# Exercise
Your copy of the material must match it exactly, except that pictures are dropped.

# Supplied information
********

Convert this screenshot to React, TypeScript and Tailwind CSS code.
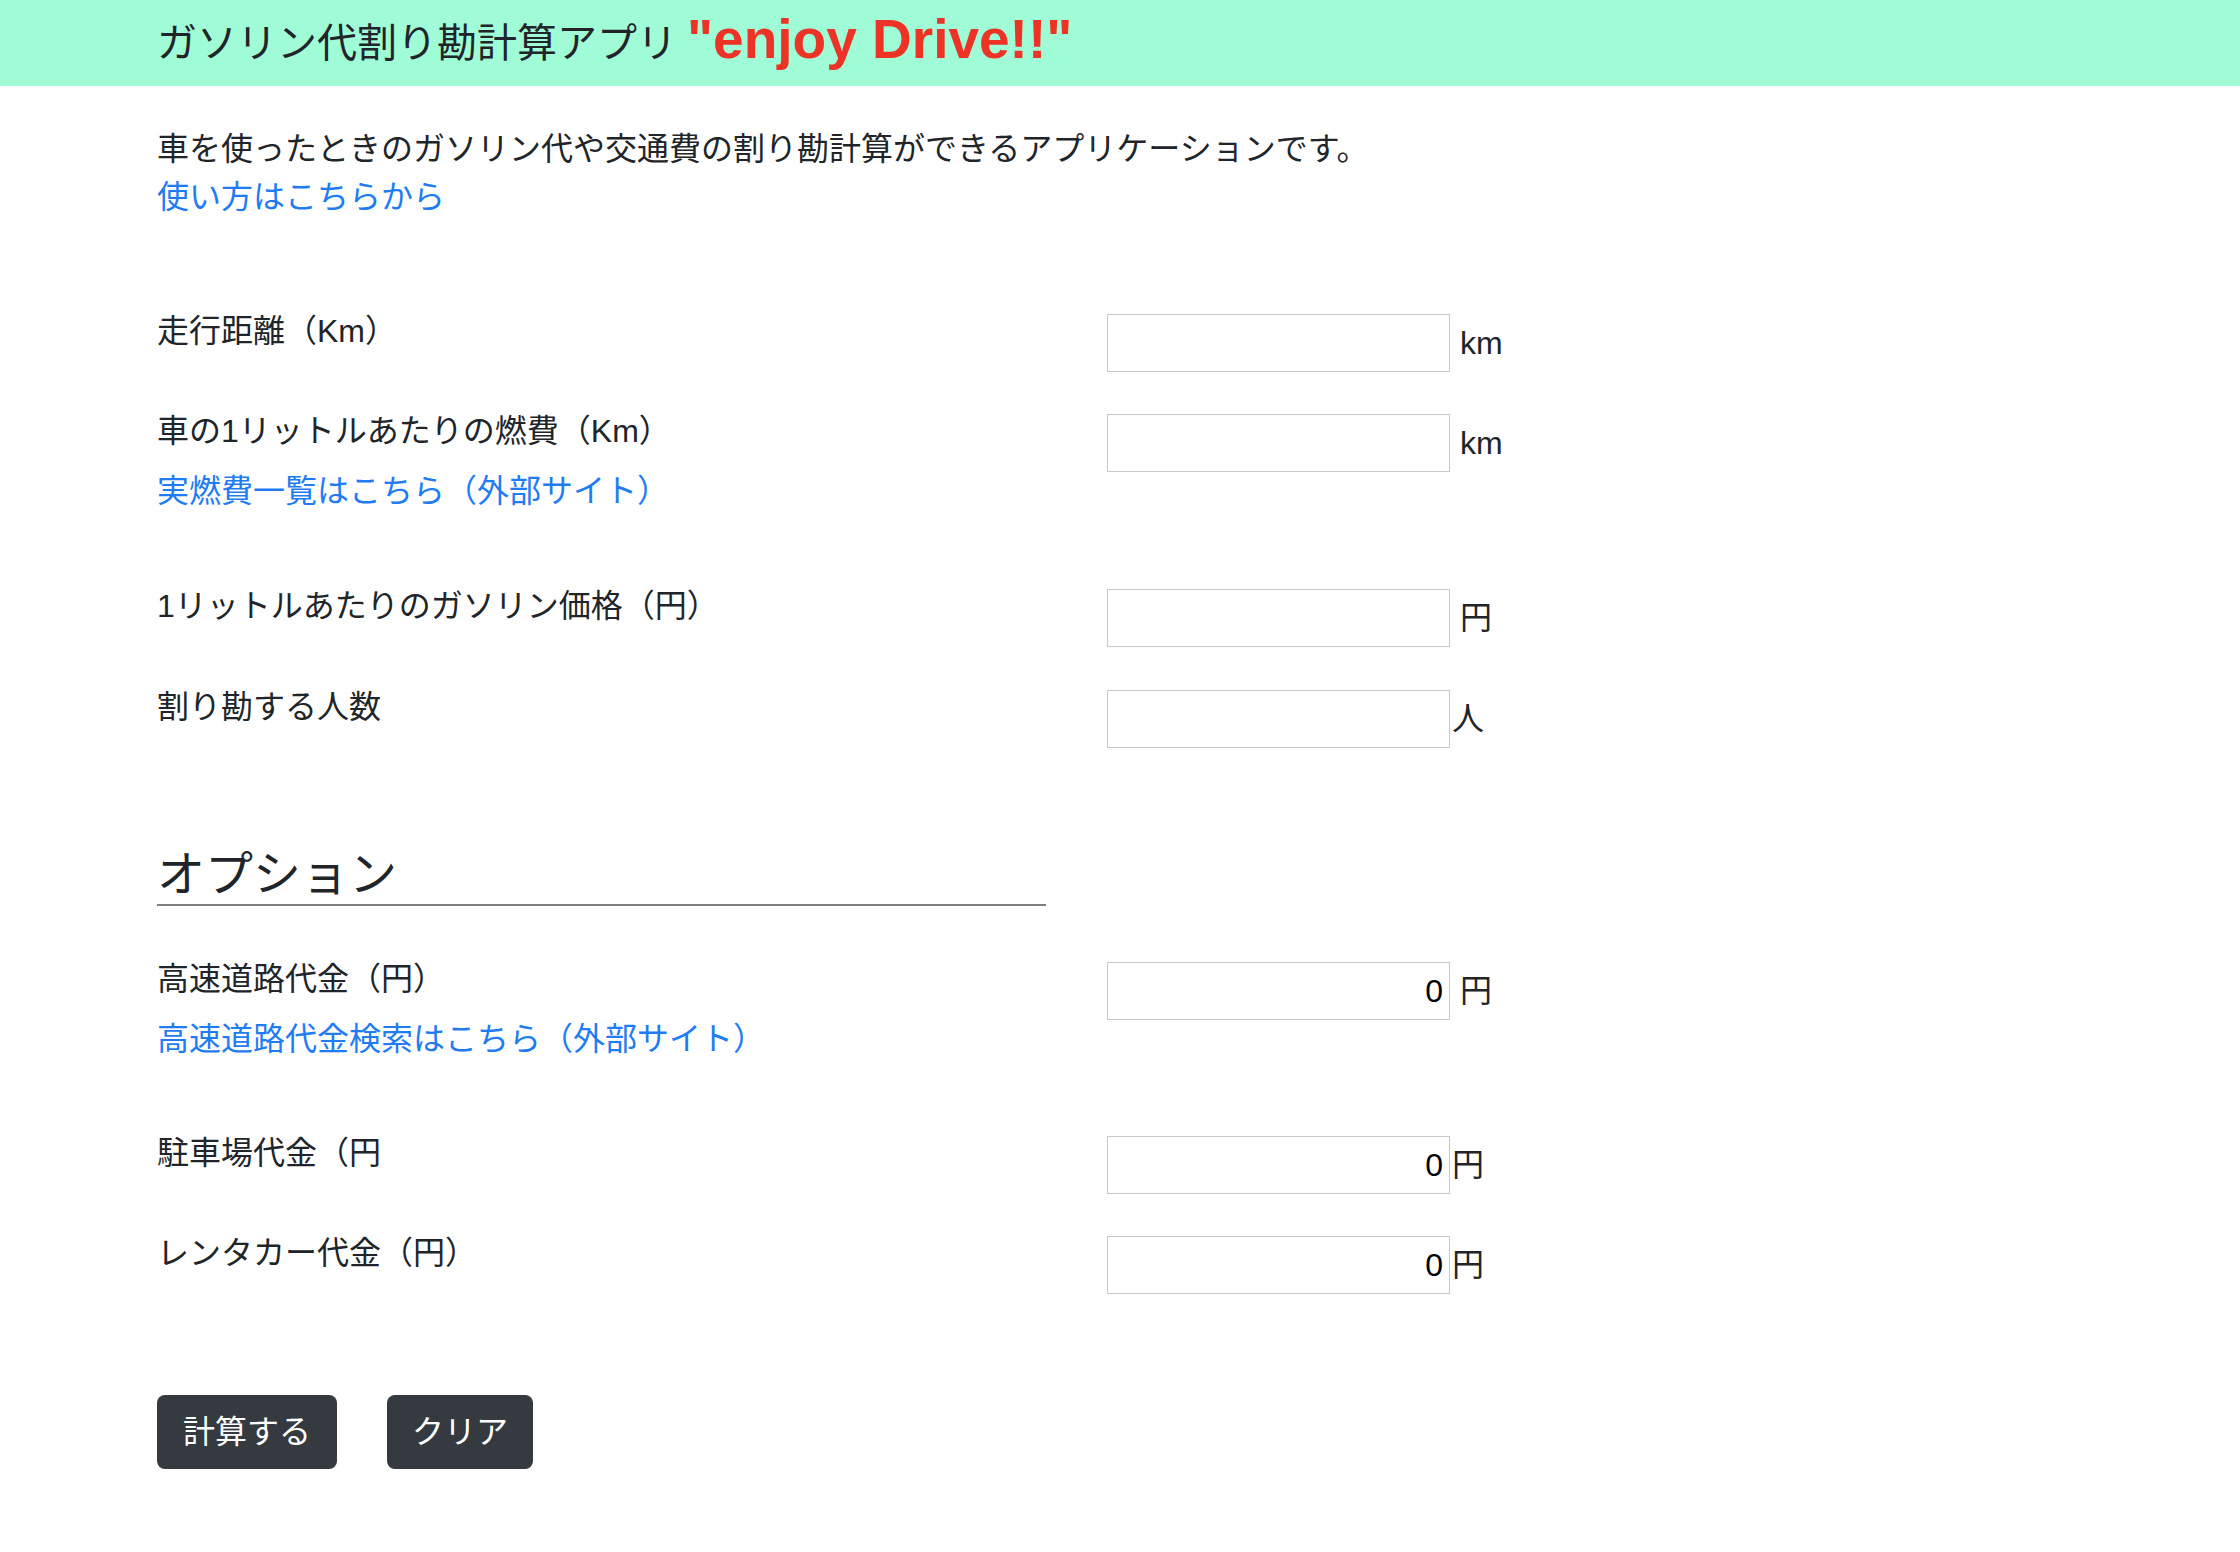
const font = { fontFamily: '"Liberation Sans", "Noto Sans CJK JP", sans-serif' };

type Row = {
  label: string;
  unit: string;
  spaced: boolean;
  value?: string;
  link?: string;
  mt: string;
};

function FormRow({ row }: { row: Row }) {
  return (
    <div className={`flex items-start ${row.mt}`}>
      <div className="w-[950px] shrink-0">
        <p className="text-[32px] leading-[48px] text-[#212529]">{row.label}</p>
        {row.link && (
          <a href="#" className="block mt-[12px] text-[32px] leading-[48px] text-[#1f7cf3]">
            {row.link}
          </a>
        )}
      </div>
      <div className="flex items-center mt-[7px]">
        <input
          type="text"
          defaultValue={row.value ?? ''}
          className="w-[343px] h-[58px] border border-[#c9c9c9] bg-white text-right pr-[6px] text-[32px] text-black outline-none"
          style={font}
        />
        <span className={`text-[32px] leading-[48px] text-[#212529] ${row.spaced ? 'ml-[10px]' : 'ml-[2px]'}`}>
          {row.unit}
        </span>
      </div>
    </div>
  );
}

const basicRows: Row[] = [
  { label: '走行距離（Km）', unit: 'km', spaced: true, mt: 'mt-0' },
  {
    label: '車の1リットルあたりの燃費（Km）',
    unit: 'km',
    spaced: true,
    link: '実燃費一覧はこちら（外部サイト）',
    mt: 'mt-[35px]',
  },
  { label: '1リットルあたりのガソリン価格（円）', unit: '円', spaced: true, mt: 'mt-[67px]' },
  { label: '割り勘する人数', unit: '人', spaced: false, mt: 'mt-[36px]' },
];

const optionRows: Row[] = [
  {
    label: '高速道路代金（円）',
    unit: '円',
    spaced: true,
    value: '0',
    link: '高速道路代金検索はこちら（外部サイト）',
    mt: 'mt-[49px]',
  },
  { label: '駐車場代金（円', unit: '円', spaced: false, value: '0', mt: 'mt-[66px]' },
  { label: 'レンタカー代金（円）', unit: '円', spaced: false, value: '0', mt: 'mt-[35px]' },
];

export default function App() {
  return (
    <div className="min-h-[1552px] bg-white" style={font}>
      {/* ヘッダー */}
      <header className="h-[86px] bg-[#a0fcd6] flex items-center pl-[157px]">
        <h1 className="flex items-center">
          <span className="text-[40px] text-[#212529]">ガソリン代割り勘計算アプリ</span>
          <span className="ml-[10px] text-[55px] font-bold text-[#ec3326] leading-none -mt-[8px]">
            "enjoy Drive!!"
          </span>
        </h1>
      </header>

      <main className="pl-[157px] pt-[39px] pb-[80px]">
        <p className="text-[32px] leading-[48px] text-[#212529]">
          車を使ったときのガソリン代や交通費の割り勘計算ができるアプリケーションです。
        </p>
        <a href="#" className="block text-[32px] leading-[48px] text-[#1f7cf3]">
          使い方はこちらから
        </a>

        <div className="mt-[86px]">
          {basicRows.map((r) => (
            <FormRow key={r.label} row={r} />
          ))}
        </div>

        {/* オプション */}
        <h2 className="mt-[98px] w-[889px] border-b-2 border-[#7f7f7f] text-[48px] leading-[58px] text-[#212529]">
          オプション
        </h2>

        <div>
          {optionRows.map((r) => (
            <FormRow key={r.label} row={r} />
          ))}
        </div>

        <div className="flex gap-[50px] mt-[101px]">
          <button className="h-[74px] px-[26px] rounded-[8px] bg-[#343a40] text-white text-[32px]">
            計算する
          </button>
          <button className="h-[74px] px-[25px] rounded-[8px] bg-[#343a40] text-white text-[32px]">
            クリア
          </button>
        </div>
      </main>
    </div>
  );
}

********

# Response
Convert this screenshot to React, TypeScript and Tailwind CSS code.
const font = { fontFamily: '"Liberation Sans", "Noto Sans CJK JP", sans-serif' };

type Row = {
  label: string;
  unit: string;
  spaced: boolean;
  value?: string;
  link?: string;
  mt: string;
};

function FormRow({ row }: { row: Row }) {
  return (
    <div className={`flex items-start ${row.mt}`}>
      <div className="w-[950px] shrink-0">
        <p className="text-[32px] leading-[48px] text-[#212529]">{row.label}</p>
        {row.link && (
          <a href="#" className="block mt-[12px] text-[32px] leading-[48px] text-[#1f7cf3]">
            {row.link}
          </a>
        )}
      </div>
      <div className="flex items-center mt-[7px]">
        <input
          type="text"
          defaultValue={row.value ?? ''}
          className="w-[343px] h-[58px] border border-[#c9c9c9] bg-white text-right pr-[6px] text-[32px] text-black outline-none"
          style={font}
        />
        <span className={`text-[32px] leading-[48px] text-[#212529] ${row.spaced ? 'ml-[10px]' : 'ml-[2px]'}`}>
          {row.unit}
        </span>
      </div>
    </div>
  );
}

const basicRows: Row[] = [
  { label: '走行距離（Km）', unit: 'km', spaced: true, mt: 'mt-0' },
  {
    label: '車の1リットルあたりの燃費（Km）',
    unit: 'km',
    spaced: true,
    link: '実燃費一覧はこちら（外部サイト）',
    mt: 'mt-[35px]',
  },
  { label: '1リットルあたりのガソリン価格（円）', unit: '円', spaced: true, mt: 'mt-[67px]' },
  { label: '割り勘する人数', unit: '人', spaced: false, mt: 'mt-[36px]' },
];

const optionRows: Row[] = [
  {
    label: '高速道路代金（円）',
    unit: '円',
    spaced: true,
    value: '0',
    link: '高速道路代金検索はこちら（外部サイト）',
    mt: 'mt-[49px]',
  },
  { label: '駐車場代金（円', unit: '円', spaced: false, value: '0', mt: 'mt-[66px]' },
  { label: 'レンタカー代金（円）', unit: '円', spaced: false, value: '0', mt: 'mt-[35px]' },
];

export default function App() {
  return (
    <div className="min-h-[1552px] bg-white" style={font}>
      {/* ヘッダー */}
      <header className="h-[86px] bg-[#a0fcd6] flex items-center pl-[157px]">
        <h1 className="flex items-center">
          <span className="text-[40px] text-[#212529]">ガソリン代割り勘計算アプリ</span>
          <span className="ml-[10px] text-[55px] font-bold text-[#ec3326] leading-none -mt-[8px]">
            "enjoy Drive!!"
          </span>
        </h1>
      </header>

      <main className="pl-[157px] pt-[39px] pb-[80px]">
        <p className="text-[32px] leading-[48px] text-[#212529]">
          車を使ったときのガソリン代や交通費の割り勘計算ができるアプリケーションです。
        </p>
        <a href="#" className="block text-[32px] leading-[48px] text-[#1f7cf3]">
          使い方はこちらから
        </a>

        <div className="mt-[86px]">
          {basicRows.map((r) => (
            <FormRow key={r.label} row={r} />
          ))}
        </div>

        {/* オプション */}
        <h2 className="mt-[98px] w-[889px] border-b-2 border-[#7f7f7f] text-[48px] leading-[58px] text-[#212529]">
          オプション
        </h2>

        <div>
          {optionRows.map((r) => (
            <FormRow key={r.label} row={r} />
          ))}
        </div>

        <div className="flex gap-[50px] mt-[101px]">
          <button className="h-[74px] px-[26px] rounded-[8px] bg-[#343a40] text-white text-[32px]">
            計算する
          </button>
          <button className="h-[74px] px-[25px] rounded-[8px] bg-[#343a40] text-white text-[32px]">
            クリア
          </button>
        </div>
      </main>
    </div>
  );
}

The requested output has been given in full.